• [Work required]: Set down the data below without change, skipping the pictures it holds.

-- begin --

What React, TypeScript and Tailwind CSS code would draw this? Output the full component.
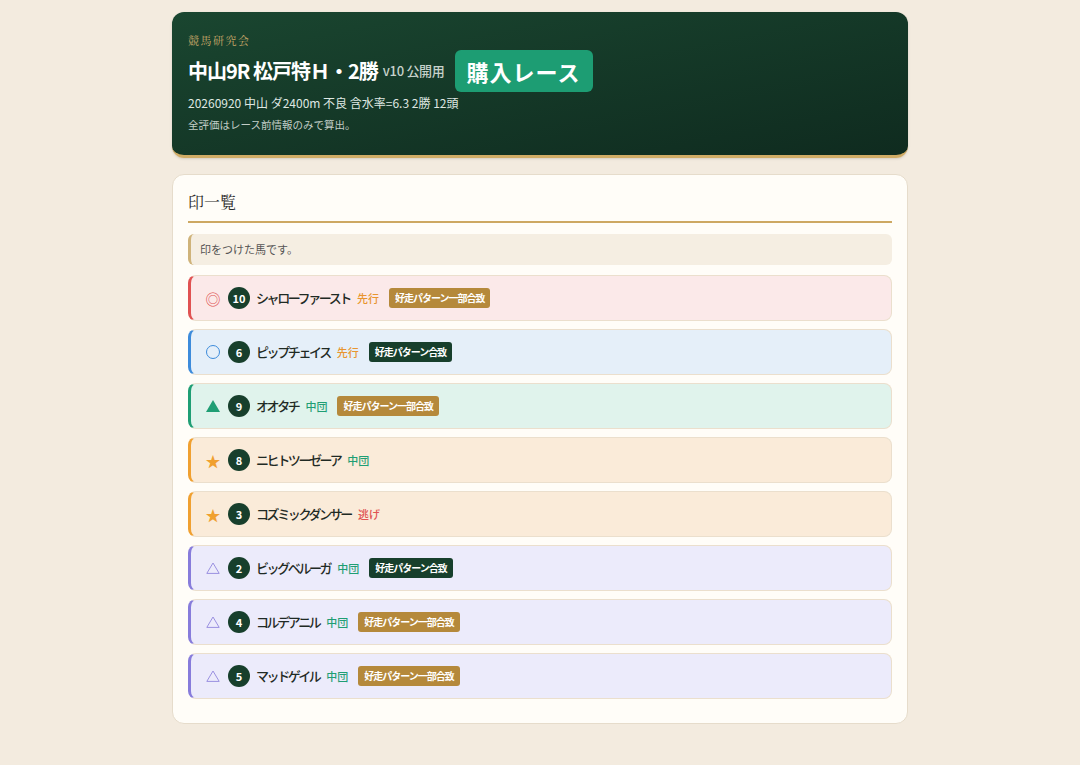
import React from 'react';

type Horse = {
  mark: string;
  num: number;
  name: string;
  style: string;
  badge?: 'full' | 'part';
  tone: 'red' | 'blue' | 'green' | 'orange' | 'purple';
};

const horses: Horse[] = [
  { mark: '◎', num: 10, name: 'シャローファースト', style: '先行', badge: 'part', tone: 'red' },
  { mark: '○', num: 6, name: 'ピップチェイス', style: '先行', badge: 'full', tone: 'blue' },
  { mark: '▲', num: 9, name: 'オオタチ', style: '中団', badge: 'part', tone: 'green' },
  { mark: '★', num: 8, name: 'ニヒトツーゼーア', style: '中団', tone: 'orange' },
  { mark: '★', num: 3, name: 'コズミックダンサー', style: '逃げ', tone: 'orange' },
  { mark: '△', num: 2, name: 'ビッグベルーガ', style: '中団', badge: 'full', tone: 'purple' },
  { mark: '△', num: 4, name: 'コルデアニル', style: '中団', badge: 'part', tone: 'purple' },
  { mark: '△', num: 5, name: 'マッドゲイル', style: '中団', badge: 'part', tone: 'purple' },
];

const rowTone = {
  red: 'bg-[#fbe9e9] border-l-[#e05252]',
  blue: 'bg-[#e5eff9] border-l-[#3d8bdb]',
  green: 'bg-[#e0f3ec] border-l-[#1f9e74]',
  orange: 'bg-[#faebd9] border-l-[#f0a030]',
  purple: 'bg-[#ecebfb] border-l-[#877cdb]',
};

const markTone = {
  red: 'text-[#e05252]',
  blue: 'text-[#3d8bdb]',
  green: 'text-[#1f9e74]',
  orange: 'text-[#f0a030]',
  purple: 'text-[#9a90e0]',
};

const styleTone: Record<string, string> = {
  先行: 'text-[#e8952f]',
  中団: 'text-[#1f9e74]',
  逃げ: 'text-[#e05252]',
};

function Mark({ h }: { h: Horse }) {
  if (h.mark === '○') {
    return <span className="w-[14px] h-[14px] rounded-full border border-[#3d8bdb]" />;
  }
  if (h.mark === '▲') {
    return (
      <svg width="14" height="12" viewBox="0 0 14 12">
        <polygon points="7,0 14,12 0,12" fill="#1f9e74" />
      </svg>
    );
  }
  if (h.mark === '△') {
    return (
      <svg width="14" height="12" viewBox="0 0 14 12">
        <polygon points="7,1 13.2,11.4 0.8,11.4" fill="none" stroke="#9a90e0" strokeWidth="1" />
      </svg>
    );
  }
  return <span className={`text-[15px] leading-none ${markTone[h.tone]}`}>{h.mark}</span>;
}

function Row({ h }: { h: Horse }) {
  return (
    <div
      className={`h-[46px] flex items-center pl-[15px] rounded-lg border border-[#ebdfcd] border-l-[3px] ${rowTone[h.tone]}`}
    >
      <div className="w-[14px] flex justify-center items-center">
        <Mark h={h} />
      </div>
      <span className="ml-[8px] w-[22px] h-[22px] rounded-full bg-[#173f2c] text-white text-[11px] font-bold flex items-center justify-center">
        {h.num}
      </span>
      <span className="ml-[6px] text-[13px] font-medium text-[#1f2a24] tracking-[-2.4px]">{h.name}</span>
      <span className={`ml-[7px] text-[11px] font-medium ${styleTone[h.style]}`}>{h.style}</span>
      {h.badge && (
        <span
          className={`ml-[10px] px-[6px] py-[3px] rounded-[3px] text-[10px] font-bold text-white leading-[14px] tracking-[-1px] ${
            h.badge === 'part' ? 'bg-[#b5893b]' : 'bg-[#173f2c]'
          }`}
        >
          {h.badge === 'part' ? '好走パターン一部合致' : '好走パターン合致'}
        </span>
      )}
    </div>
  );
}

export default function App() {
  return (
    <div
      className="min-h-[765px] bg-[#f3ebdf] pt-[12px] pb-[40px]"
      style={{ fontFamily: '"Noto Sans CJK JP", "Noto Sans", sans-serif' }}
    >
      <div className="w-[736px] mx-auto flex flex-col gap-[16px]">
        <header className="rounded-xl bg-gradient-to-br from-[#1a4630] to-[#0f2b1f] border-b-[3px] border-[#d0ac66] px-[16px] pt-[23px] pb-[23px] shadow-sm">
          <div className="text-[11px] tracking-[1.5px] text-[#c9a869] leading-none" style={{ fontFamily: '"Noto Serif CJK JP", "DejaVu Serif", serif' }}>
            競馬研究会
          </div>
          <div className="flex items-center mt-[4px]">
            <h1 className="text-[20px] font-bold text-white leading-none tracking-[-1px]">中山9R 松戸特Ｈ・2勝</h1>
            <span className="ml-[5px] text-[13px] text-[#c7d2cb] font-medium tracking-[-0.3px]">v10 公開用</span>
            <span className="ml-[10px] h-[42px] w-[138px] rounded-md bg-[#1d9d73] text-white text-[22px] font-bold flex items-center justify-center tracking-[1px]">
              購入レース
            </span>
          </div>
          <div className="mt-[3px] text-[12px] text-[#dfe7e2] leading-[16px]">20260920 中山 ダ2400m 不良 含水率=6.3 2勝 12頭</div>
          <div className="mt-[7px] text-[10.5px] text-[#c2cdc6] leading-[14px]">全評価はレース前情報のみで算出。</div>
        </header>

        <section className="rounded-xl bg-[#fffdf8] border border-[#e6dccb] px-[15px] pt-[15px] pb-[24px]">
          <h2
            className="text-[16px] text-[#2a2a2a] pb-[7px] border-b-2 border-[#cda862] leading-[24px]"
            style={{ fontFamily: '"Noto Serif CJK JP", "DejaVu Serif", serif' }}
          >
            印一覧
          </h2>
          <div className="mt-[11px] h-[31px] flex items-center rounded-md bg-[#f5eee2] border-l-[3px] border-[#cfb37a] px-[9px] text-[11px] text-[#555]">
            印をつけた馬です。
          </div>
          <div className="mt-[10px] flex flex-col gap-[8px]">
            {horses.map((h) => (
              <Row key={h.num} h={h} />
            ))}
          </div>
        </section>
      </div>
    </div>
  );
}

-- end --

• [Exercise answer]:
What React, TypeScript and Tailwind CSS code would draw this? Output the full component.
import React from 'react';

type Horse = {
  mark: string;
  num: number;
  name: string;
  style: string;
  badge?: 'full' | 'part';
  tone: 'red' | 'blue' | 'green' | 'orange' | 'purple';
};

const horses: Horse[] = [
  { mark: '◎', num: 10, name: 'シャローファースト', style: '先行', badge: 'part', tone: 'red' },
  { mark: '○', num: 6, name: 'ピップチェイス', style: '先行', badge: 'full', tone: 'blue' },
  { mark: '▲', num: 9, name: 'オオタチ', style: '中団', badge: 'part', tone: 'green' },
  { mark: '★', num: 8, name: 'ニヒトツーゼーア', style: '中団', tone: 'orange' },
  { mark: '★', num: 3, name: 'コズミックダンサー', style: '逃げ', tone: 'orange' },
  { mark: '△', num: 2, name: 'ビッグベルーガ', style: '中団', badge: 'full', tone: 'purple' },
  { mark: '△', num: 4, name: 'コルデアニル', style: '中団', badge: 'part', tone: 'purple' },
  { mark: '△', num: 5, name: 'マッドゲイル', style: '中団', badge: 'part', tone: 'purple' },
];

const rowTone = {
  red: 'bg-[#fbe9e9] border-l-[#e05252]',
  blue: 'bg-[#e5eff9] border-l-[#3d8bdb]',
  green: 'bg-[#e0f3ec] border-l-[#1f9e74]',
  orange: 'bg-[#faebd9] border-l-[#f0a030]',
  purple: 'bg-[#ecebfb] border-l-[#877cdb]',
};

const markTone = {
  red: 'text-[#e05252]',
  blue: 'text-[#3d8bdb]',
  green: 'text-[#1f9e74]',
  orange: 'text-[#f0a030]',
  purple: 'text-[#9a90e0]',
};

const styleTone: Record<string, string> = {
  先行: 'text-[#e8952f]',
  中団: 'text-[#1f9e74]',
  逃げ: 'text-[#e05252]',
};

function Mark({ h }: { h: Horse }) {
  if (h.mark === '○') {
    return <span className="w-[14px] h-[14px] rounded-full border border-[#3d8bdb]" />;
  }
  if (h.mark === '▲') {
    return (
      <svg width="14" height="12" viewBox="0 0 14 12">
        <polygon points="7,0 14,12 0,12" fill="#1f9e74" />
      </svg>
    );
  }
  if (h.mark === '△') {
    return (
      <svg width="14" height="12" viewBox="0 0 14 12">
        <polygon points="7,1 13.2,11.4 0.8,11.4" fill="none" stroke="#9a90e0" strokeWidth="1" />
      </svg>
    );
  }
  return <span className={`text-[15px] leading-none ${markTone[h.tone]}`}>{h.mark}</span>;
}

function Row({ h }: { h: Horse }) {
  return (
    <div
      className={`h-[46px] flex items-center pl-[15px] rounded-lg border border-[#ebdfcd] border-l-[3px] ${rowTone[h.tone]}`}
    >
      <div className="w-[14px] flex justify-center items-center">
        <Mark h={h} />
      </div>
      <span className="ml-[8px] w-[22px] h-[22px] rounded-full bg-[#173f2c] text-white text-[11px] font-bold flex items-center justify-center">
        {h.num}
      </span>
      <span className="ml-[6px] text-[13px] font-medium text-[#1f2a24] tracking-[-2.4px]">{h.name}</span>
      <span className={`ml-[7px] text-[11px] font-medium ${styleTone[h.style]}`}>{h.style}</span>
      {h.badge && (
        <span
          className={`ml-[10px] px-[6px] py-[3px] rounded-[3px] text-[10px] font-bold text-white leading-[14px] tracking-[-1px] ${
            h.badge === 'part' ? 'bg-[#b5893b]' : 'bg-[#173f2c]'
          }`}
        >
          {h.badge === 'part' ? '好走パターン一部合致' : '好走パターン合致'}
        </span>
      )}
    </div>
  );
}

export default function App() {
  return (
    <div
      className="min-h-[765px] bg-[#f3ebdf] pt-[12px] pb-[40px]"
      style={{ fontFamily: '"Noto Sans CJK JP", "Noto Sans", sans-serif' }}
    >
      <div className="w-[736px] mx-auto flex flex-col gap-[16px]">
        <header className="rounded-xl bg-gradient-to-br from-[#1a4630] to-[#0f2b1f] border-b-[3px] border-[#d0ac66] px-[16px] pt-[23px] pb-[23px] shadow-sm">
          <div className="text-[11px] tracking-[1.5px] text-[#c9a869] leading-none" style={{ fontFamily: '"Noto Serif CJK JP", "DejaVu Serif", serif' }}>
            競馬研究会
          </div>
          <div className="flex items-center mt-[4px]">
            <h1 className="text-[20px] font-bold text-white leading-none tracking-[-1px]">中山9R 松戸特Ｈ・2勝</h1>
            <span className="ml-[5px] text-[13px] text-[#c7d2cb] font-medium tracking-[-0.3px]">v10 公開用</span>
            <span className="ml-[10px] h-[42px] w-[138px] rounded-md bg-[#1d9d73] text-white text-[22px] font-bold flex items-center justify-center tracking-[1px]">
              購入レース
            </span>
          </div>
          <div className="mt-[3px] text-[12px] text-[#dfe7e2] leading-[16px]">20260920 中山 ダ2400m 不良 含水率=6.3 2勝 12頭</div>
          <div className="mt-[7px] text-[10.5px] text-[#c2cdc6] leading-[14px]">全評価はレース前情報のみで算出。</div>
        </header>

        <section className="rounded-xl bg-[#fffdf8] border border-[#e6dccb] px-[15px] pt-[15px] pb-[24px]">
          <h2
            className="text-[16px] text-[#2a2a2a] pb-[7px] border-b-2 border-[#cda862] leading-[24px]"
            style={{ fontFamily: '"Noto Serif CJK JP", "DejaVu Serif", serif' }}
          >
            印一覧
          </h2>
          <div className="mt-[11px] h-[31px] flex items-center rounded-md bg-[#f5eee2] border-l-[3px] border-[#cfb37a] px-[9px] text-[11px] text-[#555]">
            印をつけた馬です。
          </div>
          <div className="mt-[10px] flex flex-col gap-[8px]">
            {horses.map((h) => (
              <Row key={h.num} h={h} />
            ))}
          </div>
        </section>
      </div>
    </div>
  );
}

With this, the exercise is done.